On the challenge to Christian leaders

CAR is a predominantly Christian country. Some 52 per cent are Protestants and Evangelicals, 29 per cent are Catholics while 10 per cent are Muslims.

Hundreds attended the 26 March-1 April conference organised by the Evangelical Alliance in CAR. (Photo: World Watch Monitor)

Since independence its leaders have often been portrayed as Christians. But Rev Guérékoyamé-Gbangou challenged the assertion.

“Are they true practising Christians or just religious who have followed the path of their fathers to go to church, chapel, or a temple? If that is so, we cannot be surprised to witness this resurgence of violence in the country based on people who call themselves Christians.

“Therefore we as religious leaders should realise that something is missing in our preaching and teaching of the Word of God. We must therefore deepen the teaching of the Word of God to lead Christians to live by their faith.

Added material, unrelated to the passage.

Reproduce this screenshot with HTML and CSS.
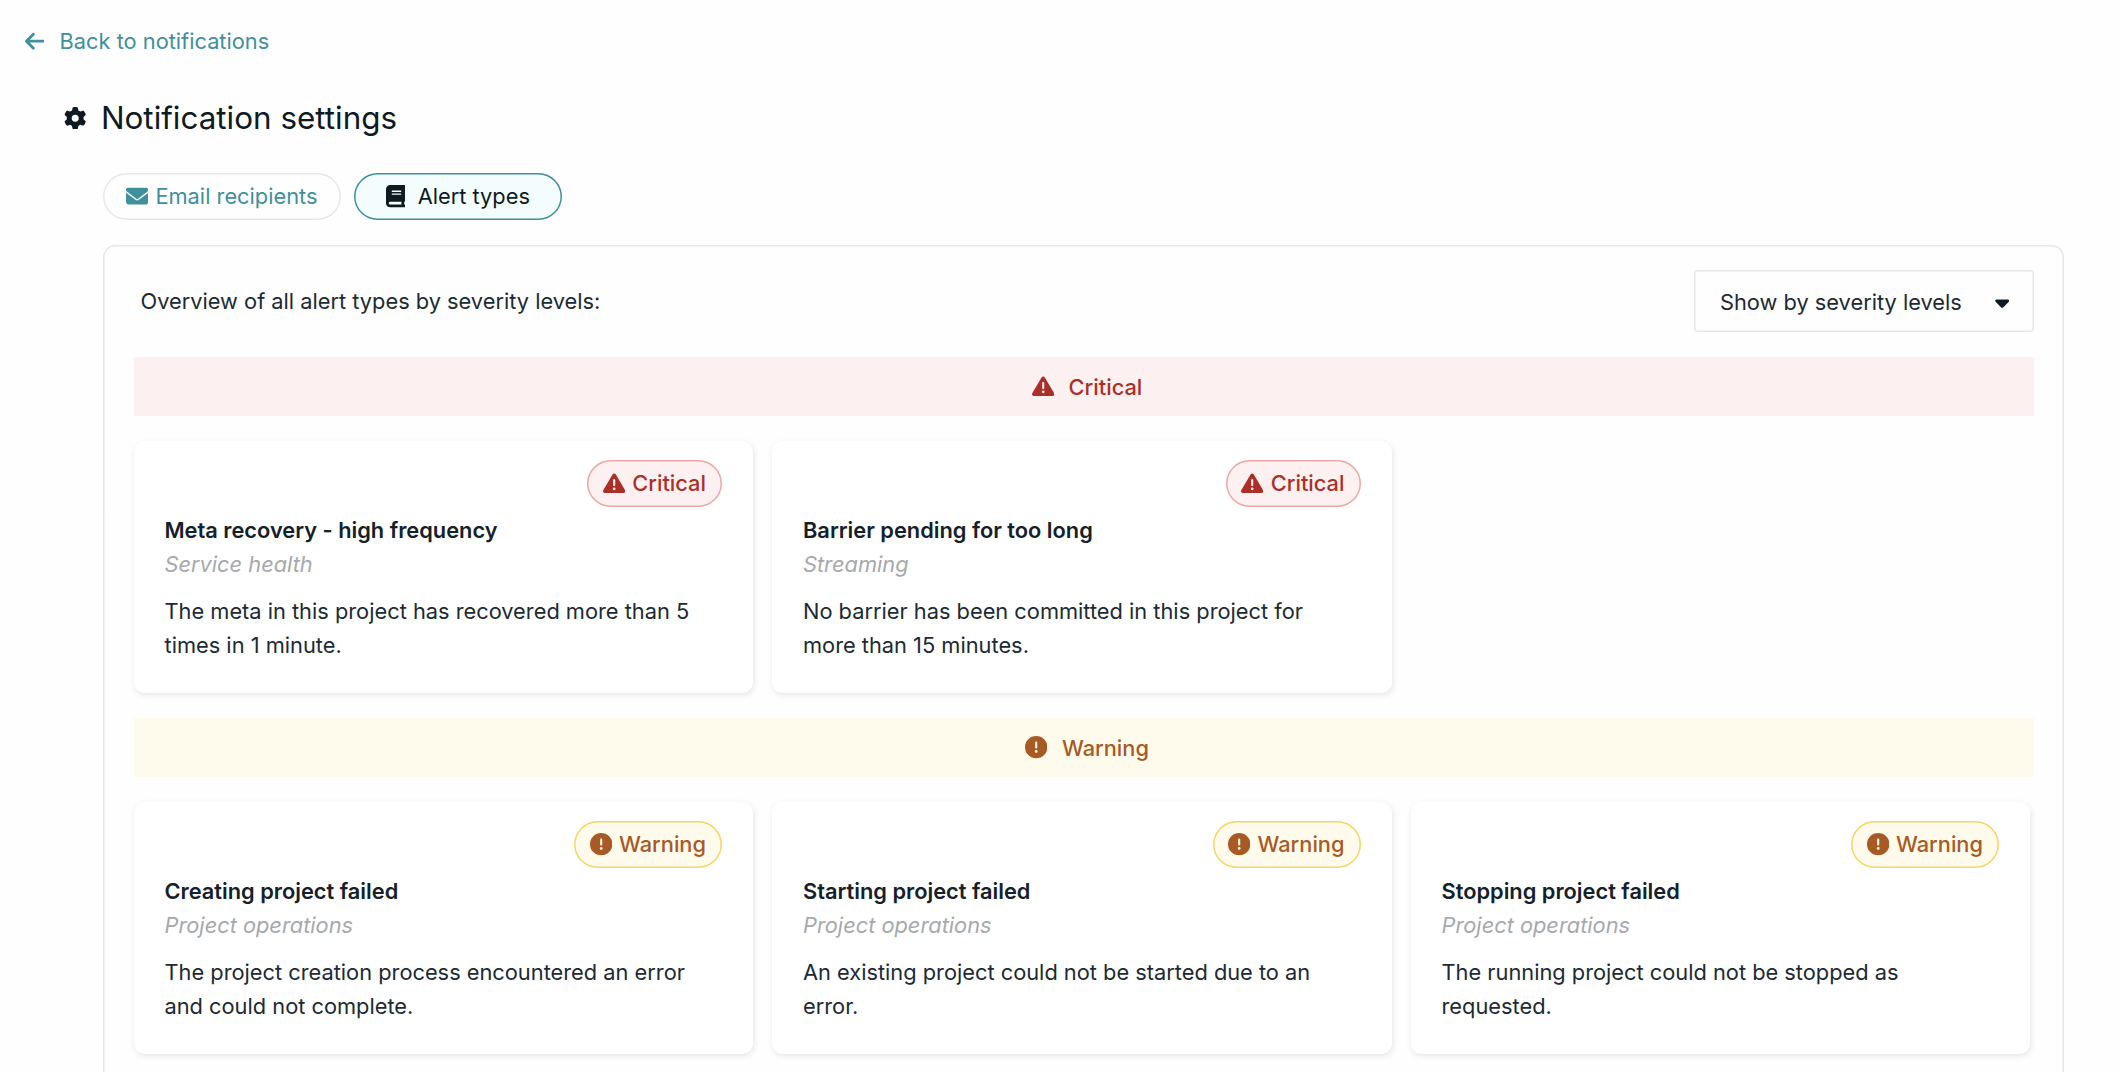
FILE: index.html
```html
<!DOCTYPE html>
<html lang="en">
<head>
<meta charset="utf-8">
<title>Notification settings</title>
<link rel="stylesheet" href="styles.css">
</head>
<body>
<svg class="sprite" aria-hidden="true">
  <symbol id="arrow-left" viewBox="0 0 448 512"><path d="M9.4 233.4c-12.5 12.5-12.5 32.8 0 45.3l160 160c12.5 12.5 32.8 12.5 45.3 0s12.5-32.8 0-45.3L109.2 288 416 288c17.7 0 32-14.3 32-32s-14.3-32-32-32l-306.7 0L214.6 118.6c12.5-12.5 12.5-32.8 0-45.3s-32.8-12.5-45.3 0l-160 160z"/></symbol>
  <symbol id="gear" viewBox="0 0 512 512"><path d="M495.9 166.6c3.2 8.7 .5 18.4-6.4 24.6l-43.3 39.4c1.1 8.3 1.7 16.8 1.7 25.4s-.6 17.1-1.7 25.4l43.3 39.4c6.9 6.2 9.6 15.9 6.4 24.6c-4.4 11.9-9.7 23.3-15.8 34.3l-4.7 8.1c-6.6 11-14 21.4-22.1 31.2c-5.9 7.2-15.7 9.6-24.5 6.8l-55.7-17.7c-13.4 10.3-28.2 18.9-44 25.4l-12.5 57.1c-2 9.1-9 16.3-18.2 17.8c-13.8 2.3-28 3.5-42.5 3.5s-28.7-1.2-42.5-3.5c-9.2-1.5-16.2-8.7-18.2-17.8l-12.5-57.1c-15.8-6.5-30.6-15.1-44-25.4L83.1 425.9c-8.8 2.8-18.6 .3-24.5-6.8c-8.1-9.8-15.5-20.2-22.1-31.2l-4.7-8.1c-6.1-11-11.4-22.4-15.8-34.3c-3.2-8.7-.5-18.4 6.4-24.6l43.3-39.4C64.6 273.1 64 264.6 64 256s.6-17.1 1.7-25.4L22.4 191.2c-6.9-6.2-9.6-15.9-6.4-24.6c4.4-11.9 9.7-23.3 15.8-34.3l4.7-8.1c6.6-11 14-21.4 22.1-31.2c5.9-7.2 15.7-9.6 24.5-6.8l55.7 17.7c13.4-10.3 28.2-18.9 44-25.4l12.5-57.1c2-9.1 9-16.3 18.2-17.8C227.3 1.2 241.5 0 256 0s28.7 1.2 42.5 3.5c9.2 1.5 16.2 8.7 18.2 17.8l12.5 57.1c15.8 6.5 30.6 15.1 44 25.4l55.7-17.7c8.8-2.8 18.6-.3 24.5 6.8c8.1 9.8 15.5 20.2 22.1 31.2l4.7 8.1c6.1 11 11.4 22.4 15.8 34.3zM256 336a80 80 0 1 0 0-160 80 80 0 1 0 0 160z"/></symbol>
  <symbol id="envelope" viewBox="0 0 512 512"><path d="M48 64C21.5 64 0 85.5 0 112c0 15.1 7.1 29.3 19.2 38.4L236.8 313.6c11.4 8.5 27 8.5 38.4 0L492.8 150.4c12.1-9.1 19.2-23.3 19.2-38.4c0-26.5-21.5-48-48-48L48 64zM0 176L0 384c0 35.3 28.7 64 64 64l384 0c35.3 0 64-28.7 64-64l0-208L294.4 339.2c-22.8 17.1-54 17.1-76.8 0L0 176z"/></symbol>
  <symbol id="book" viewBox="0 0 448 512"><path d="M96 0C43 0 0 43 0 96L0 416c0 53 43 96 96 96l288 0 32 0c17.7 0 32-14.3 32-32s-14.3-32-32-32l0-64c17.7 0 32-14.3 32-32l0-320c0-17.7-14.3-32-32-32L384 0 96 0zm0 384l256 0 0 64L96 448c-17.7 0-32-14.3-32-32s14.3-32 32-32zm32-240c0-8.8 7.2-16 16-16l192 0c8.8 0 16 7.2 16 16s-7.2 16-16 16l-192 0c-8.8 0-16-7.2-16-16zm16 48l192 0c8.8 0 16 7.2 16 16s-7.2 16-16 16l-192 0c-8.8 0-16-7.2-16-16s7.2-16 16-16z"/></symbol>
  <symbol id="caret" viewBox="0 0 320 512"><path d="M137.4 374.6c12.5 12.5 32.8 12.5 45.3 0l128-128c9.2-9.2 11.9-22.9 6.9-34.9s-16.6-19.8-29.6-19.8L32 192c-12.9 0-24.6 7.8-29.6 19.8s-2.2 25.7 6.9 34.9l128 128z"/></symbol>
  <symbol id="critical" viewBox="0 0 512 512"><path d="M256 32c14.2 0 27.3 7.5 34.5 19.8l216 368c7.3 12.4 7.3 27.7 .2 40.1S486.3 480 472 480L40 480c-14.3 0-27.6-7.7-34.7-20.1s-7-27.8 .2-40.1l216-368C228.7 39.5 241.8 32 256 32zm0 128c-13.3 0-24 10.7-24 24l0 112c0 13.3 10.7 24 24 24s24-10.7 24-24l0-112c0-13.3-10.7-24-24-24zm32 224a32 32 0 1 0 -64 0 32 32 0 1 0 64 0z"/></symbol>
  <symbol id="warning" viewBox="0 0 512 512"><path d="M256 512A256 256 0 1 0 256 0a256 256 0 1 0 0 512zm0-384c13.3 0 24 10.7 24 24l0 112c0 13.3-10.7 24-24 24s-24-10.7-24-24l0-112c0-13.3 10.7-24 24-24zM224 352a32 32 0 1 1 64 0 32 32 0 1 1 -64 0z"/></symbol>
</svg>

<a class="back"><svg class="icon icon-narrow"><use href="#arrow-left"/></svg><span>Back to notifications</span></a>

<main class="page">
  <h1 class="title"><svg class="icon"><use href="#gear"/></svg><span>Notification settings</span></h1>

  <nav class="tabs">
    <a class="tab"><svg class="icon"><use href="#envelope"/></svg><span>Email recipients</span></a>
    <a class="tab tab-active"><svg class="icon icon-narrow"><use href="#book"/></svg><span>Alert types</span></a>
  </nav>

  <section class="panel">
    <header class="panel-head">
      <p>Overview of all alert types by severity levels:</p>
      <div class="select"><span>Show by severity levels</span><svg class="icon icon-caret"><use href="#caret"/></svg></div>
    </header>

    <h2 class="band critical"><svg class="icon"><use href="#critical"/></svg><span>Critical</span></h2>
    <div class="cards">
      <article class="card">
        <span class="badge critical"><svg class="icon"><use href="#critical"/></svg><span>Critical</span></span>
        <h3>Meta recovery - high frequency</h3>
        <p class="category">Service health</p>
        <p class="description">The meta in this project has recovered more than 5 times in 1 minute.</p>
      </article>
      <article class="card">
        <span class="badge critical"><svg class="icon"><use href="#critical"/></svg><span>Critical</span></span>
        <h3>Barrier pending for too long</h3>
        <p class="category">Streaming</p>
        <p class="description">No barrier has been committed in this project for more than 15 minutes.</p>
      </article>
    </div>

    <h2 class="band warning"><svg class="icon"><use href="#warning"/></svg><span>Warning</span></h2>
    <div class="cards">
      <article class="card">
        <span class="badge warning"><svg class="icon"><use href="#warning"/></svg><span>Warning</span></span>
        <h3>Creating project failed</h3>
        <p class="category">Project operations</p>
        <p class="description">The project creation process encountered an error and could not complete.</p>
      </article>
      <article class="card">
        <span class="badge warning"><svg class="icon"><use href="#warning"/></svg><span>Warning</span></span>
        <h3>Starting project failed</h3>
        <p class="category">Project operations</p>
        <p class="description">An existing project could not be started due to an error.</p>
      </article>
      <article class="card">
        <span class="badge warning"><svg class="icon"><use href="#warning"/></svg><span>Warning</span></span>
        <h3>Stopping project failed</h3>
        <p class="category">Project operations</p>
        <p class="description">The running project could not be stopped as requested.</p>
      </article>
    </div>
  </section>
</main>
</body>
</html>
```

FILE: styles.css
```css
* {
  box-sizing: border-box;
}

body {
  margin: 0;
  height: 1072px;
  overflow: hidden;
  background: #fefefe;
  color: #1c2a33;
  font: 21.8px/34.2px Inter, "Liberation Sans", sans-serif;
}

h1, h2, h3, p {
  margin: 0;
  font-size: inherit;
  font-weight: 400;
}

.sprite {
  display: none;
}

.icon {
  flex: none;
  width: 22.4px;
  height: 22.4px;
  fill: currentColor;
}

.icon-narrow {
  width: 19.6px;
}

.icon-caret {
  width: 14.4px;
  color: #0e1a22;
}

.back {
  display: flex;
  align-items: center;
  gap: 15.5px;
  padding: 24px 24.5px 0;
  color: #3f909c;
}

.page {
  padding: 37px 58px 0 103px;
}

.title {
  display: flex;
  align-items: center;
  gap: 15px;
  margin-left: -39.5px;
  color: #0e1a22;
  font-size: 31.4px;
  line-height: 46px;
}

.tabs {
  display: flex;
  gap: 13px;
  margin-top: 32px;
}

.tab {
  display: flex;
  align-items: center;
  justify-content: center;
  gap: 7px;
  width: 237.5px;
  height: 46.7px;
  border-radius: 24px;
  box-shadow: inset 0 0 0 1.5px #e6e7e7;
  color: #3f909c;
}

.tab-active {
  gap: 12.5px;
  width: 208.5px;
  box-shadow: inset 0 0 0 1.5px #3f909c;
  background: #f4fdfe;
  color: #0e1a22;
}

.panel {
  height: 860px;
  margin-top: 25.3px;
  padding: 25px 30.5px 0;
  border-radius: 12px;
  box-shadow: inset 0 0 0 1.5px #e6e7e7;
}

.panel-head {
  display: flex;
  align-items: center;
  justify-content: space-between;
  padding-left: 7px;
}

.select {
  display: flex;
  align-items: center;
  justify-content: space-between;
  width: 339.5px;
  height: 62px;
  padding: 2px 24.5px 0 26px;
  border-radius: 4px;
  box-shadow: inset 0 0 0 1.5px #e6e7e7;
}

.critical {
  --tint: #fcf1f0;
  --edge: #eba9a6;
  color: #ab2f28;
}

.warning {
  --tint: #fffbec;
  --edge: #f6d465;
  color: #a75a24;
}

.band {
  display: flex;
  align-items: center;
  justify-content: center;
  gap: 14.5px;
  height: 59px;
  margin: 25px 0;
  padding-left: 7px;
  background: var(--tint);
  font-weight: 500;
}

.cards {
  display: grid;
  grid-template-columns: repeat(3, 619.5px);
  gap: 19px;
}

.card {
  display: flex;
  flex-direction: column;
  height: 252px;
  padding: 19px 31px 0;
  border-radius: 11px;
  background: #fff;
  box-shadow: 1px 2px 6px rgba(0, 0, 0, 0.1);
}

.badge {
  display: flex;
  align-items: center;
  align-self: flex-end;
  gap: 7px;
  height: 46.7px;
  padding: 0 16px 0 15.5px;
  border-radius: 24px;
  box-shadow: inset 0 0 0 1.5px var(--edge);
  background: var(--tint);
  font-weight: 500;
}

.card h3 {
  margin-top: 6.3px;
  color: #14212a;
  font-weight: 600;
}

.category {
  color: #a6a9ac;
  font-style: italic;
}

.description {
  margin-top: 12px;
}
```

“The Word of God assigns us the task of sentinel. The rebuilding process is a commitment and will continue until the CAR finds its way back to its destiny and future generations can say: finally we find ourselves in a country where we feel proud of ourselves”.

CAR President Faustin-Archange Touadéra, who took office in 2016, said he was encouraged by the display of Christian resolve to pray for CAR’s healing.

“I am delighted by the objectives of this conference, which strengthens my vision of rebuilding our nation, whose foundations have been shaken by recurring crises in the country for several decades, which reached their peak in December 2012,” he during the opening ceremony.

He urged “believers of all stripes to continue, tirelessly, the spiritual battle, to observe times of prayer and intercession, to follow the Word of God, so that God gives us lasting peace and prosperity according to the means that suit him”.